I wonder how many PR people in the 1930's and 1940's said the same thing about radio and television. "Woe is me, one more thing I have to learn how to do." Rather than embrace the new, PR people tend to look at new media as yet another burden to be borne. And once they start measuring and tracking one medium, they find it extraordinarily hard to embrace a new one. In the last month, at conference after conference, people have whined about how hard it is to deal with social media, and why they don't have the time or resources to measure it.

My answer is: Make Good Choices. No one says you have to measure every medium on the planet. Just because it's new, it doesn't mean you have to monitor it. You can and should choose to concentrate on, and measure, the media that are most important to your customers. If they're on Facebook and YouTube, you better be monitoring them. If they're sharing ideas on Twitter and photos on Flickr, it would behoove you to sign up and listen in. On the other hand, if they're still reading hard copies of trade magazines, then that may be all you need to monitor.
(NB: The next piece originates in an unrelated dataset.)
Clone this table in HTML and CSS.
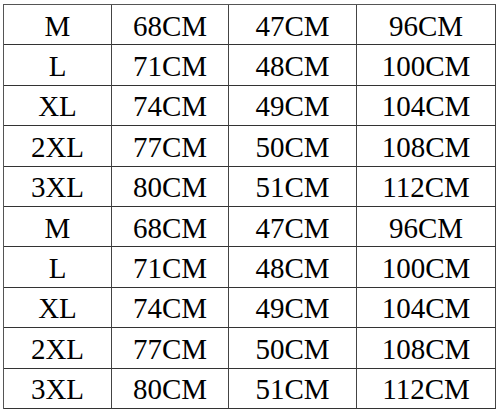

Better still, measure the impact on the customer directly. As Jim Macnamara writes, the average person sees, consumes and creates dozens of different media every day. If you have an unlimited budget, you measure all of those different media. But it's so much simpler to just measure the behavior of the consumer instead. Ask them how they perceive their relationship with your organization. Follow their behavior on your website. Watch and see how engaged they are with your blog. That's all the measure you need.

As long as PR people obsess about tracking column inches and hits, of course they are going to be overwhelmed with the possibilities and the burden of measuring them all. But if they focus on the outcome – the actual customer behavior – chances are they'll survive and thrive in this new hyper-media world.